4.2 Implications for Relativity

- The speed of light corresponds to ETL.  

- Spacetime geometry emerges from entropic dynamics.  

- The metric is a coarse‑grained descriptor of entropic geodesics.

4.3 Implications for Quantum Mechanics

- Wave‑function collapse is finite‑rate.  

- Entanglement formation is entropic and non‑instantaneous.  

- No superluminal signaling is possible because entropic updates are bounded by ETL.

4.4 Implications for Quantum Gravity

- Gravity is an entropic force.  

- Curvature is emergent from entropic gradients.  

- The General NGT forbids any theory that treats geometry as fundamental.

4.5 Future Directions

- Formal derivation of entropic geodesics.  

- Numerical simulation of entropic cones.  

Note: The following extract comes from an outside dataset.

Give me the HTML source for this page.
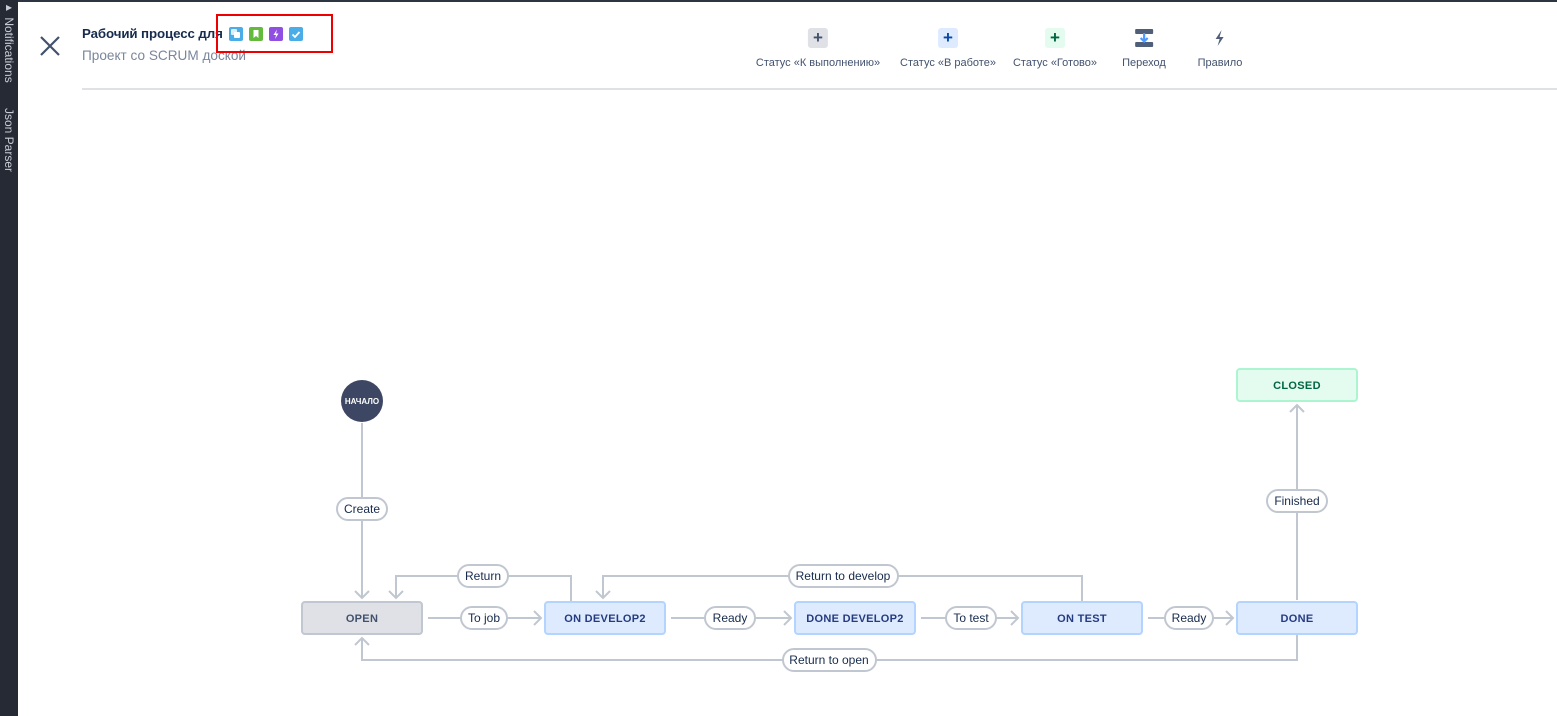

- Experimental tests using attosecond entanglement formation.  

- Integration with quantum information theory.  

- Development of entropic field equations analogous to Einstein’s equations.

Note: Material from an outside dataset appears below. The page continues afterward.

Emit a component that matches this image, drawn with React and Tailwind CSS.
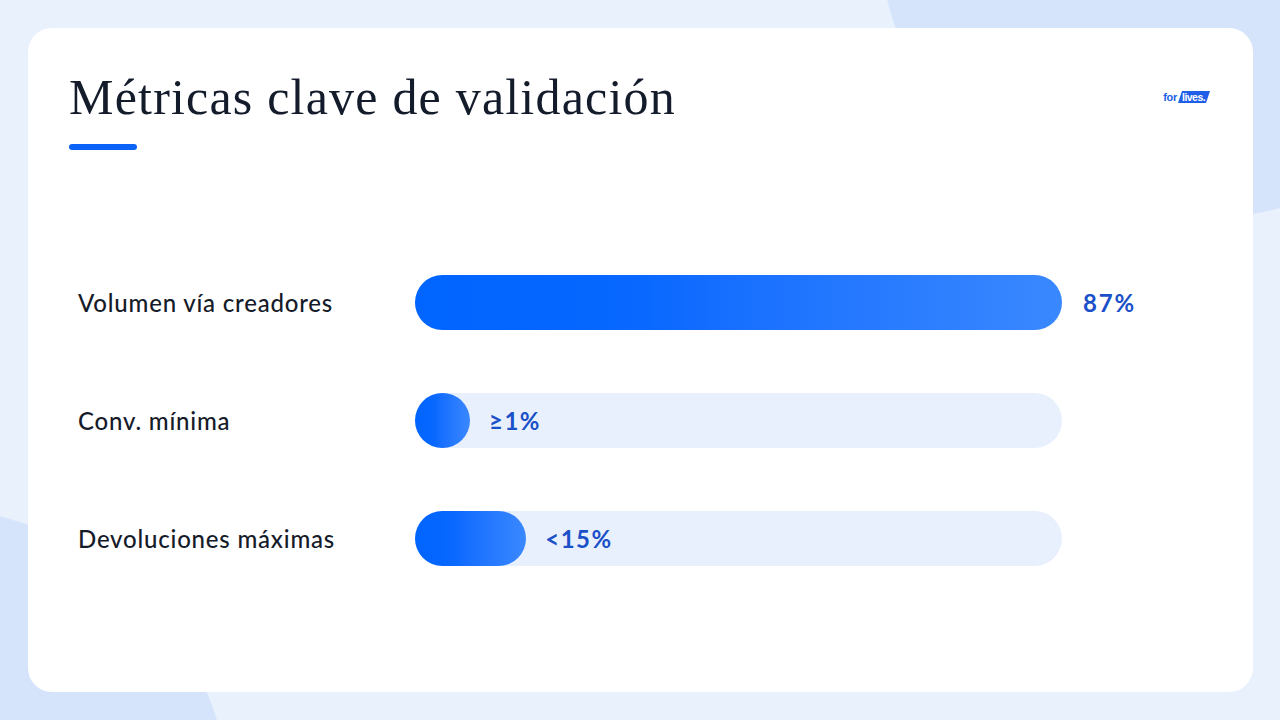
import React from "react";

const rows = [
  { label: "Volumen vía creadores", fill: 100, value: "87%", inside: false },
  { label: "Conv. mínima", fill: 8.5, value: "≥1%", inside: true },
  { label: "Devoluciones máximas", fill: 17.2, value: "<15%", inside: true },
];

function Logo() {
  return (
    <div className="flex items-center">
      <span className="text-[11px] font-bold text-[#1f5fe8] leading-none tracking-tight" style={{ fontFamily: "'Liberation Sans', Arial, sans-serif" }}>
        for
      </span>
      <div className="relative ml-[1px] h-[12px] w-[32px]">
        <svg className="absolute inset-0" width="32" height="12" viewBox="0 0 32 12">
          <polygon points="4,0 32,0 28,12 0,12" fill="#1f5fe8" />
        </svg>
        <span className="absolute left-[4px] top-[0px] text-[10.5px] font-bold text-white leading-[12px] tracking-tighter" style={{ fontFamily: "'Liberation Sans', Arial, sans-serif" }}>
          lives.
        </span>
      </div>
    </div>
  );
}

export default function App() {
  return (
    <div className="relative w-[1280px] h-[720px] overflow-hidden bg-[#e9f1fd]">
      <div className="absolute left-[880px] top-[-340px] w-[620px] h-[560px] rounded-[50%] bg-[#d6e4fb]" />
      <div className="absolute left-[-390px] top-[506px] w-[620px] h-[600px] rounded-[50%] bg-[#d6e4fb]" />
      <div className="relative flex h-full pt-[28px] pb-[28px] pl-[28px] pr-[27px]">
        <div className="flex flex-1 flex-col rounded-[24px] bg-white pt-[40px] pl-[41px] pr-[43px]">
          <div className="flex items-center justify-between">
            <h1
              className="text-[50px] leading-[58px] text-[#141c2c] font-normal tracking-[1.2px]"
              style={{ fontFamily: "'Liberation Serif', 'Times New Roman', serif" }}
            >
              Métricas clave de validación
            </h1>
            <Logo />
          </div>
          <div className="mt-[18px] h-[6px] w-[68px] rounded-full bg-[#0a63f6]" />
          <div className="mt-[125px] flex flex-col gap-[63px] pl-[9px]">
            {rows.map((r) => (
              <div key={r.label} className="flex h-[55px] items-center">
                <div
                  className="w-[337px] text-[24px] font-medium text-[#161b29] tracking-[0.8px]"
                  style={{ fontFamily: "Lato, 'Noto Sans', sans-serif" }}
                >
                  {r.label}
                </div>
                <div className="relative flex h-[55px] w-[647px] items-center rounded-full bg-[#e8f0fd]">
                  <div
                    className="h-[55px] rounded-full bg-gradient-to-r from-[#0064ff] from-0% via-[#0868ff] via-35% to-[#3a88ff] to-100%"
                    style={{ width: `${r.fill}%` }}
                  />
                  {r.inside && (
                    <span
                      className="ml-[19px] text-[24px] font-bold text-[#1a50c8] tracking-[1.5px]"
                      style={{ fontFamily: "Lato, 'Noto Sans', sans-serif" }}
                    >
                      {r.value}
                    </span>
                  )}
                </div>
                {!r.inside && (
                  <span
                    className="ml-[21px] text-[24px] font-bold text-[#1a50c8] tracking-[1.8px]"
                    style={{ fontFamily: "Lato, 'Noto Sans', sans-serif" }}
                  >
                    {r.value}
                  </span>
                )}
              </div>
            ))}
          </div>
        </div>
      </div>
    </div>
  );
}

PART V — Appendix: Entropic Cones, ETL, and the Master Entropic Equation

5.1 Entropic Cones

The entropic cone is defined by:

\[

\mathcal{C}S(p) = \{ q \mid S(q) - S(p) \leq \Lambda{\text{ETL}} \tau(p,q) \}.

\]

This is the entropic analogue of the light cone.

5.2 Entropic Time Limit (ETL)

The ETL is the maximum rate of entropic reconfiguration:

\[

\left| \frac{dS}{dt} \right| \leq \Lambda_{\text{ETL}}.

\]

It defines:

- the maximum speed of information propagation,  

- the minimum causal interval,  

- the entropic causal structure of the universe.

5.3 Master Entropic Equation

The Master Entropic Equation governs the dynamics of the entropic field:

\[

\mathcal{E}[S] = J.

\]

Where:

- \(\mathcal{E}\) is an entropic operator,  

- \(J\) is the entropic source term.

Solutions define entropic geodesics and entropic cones.

5.4 No‑Rush Theorem

No process can “rush ahead” of the entropic field:

\[

\frac{dS{\text{process}}}{dt} \leq \Lambda{\text{ETL}}.

\]

This is a corollary of the General NGT.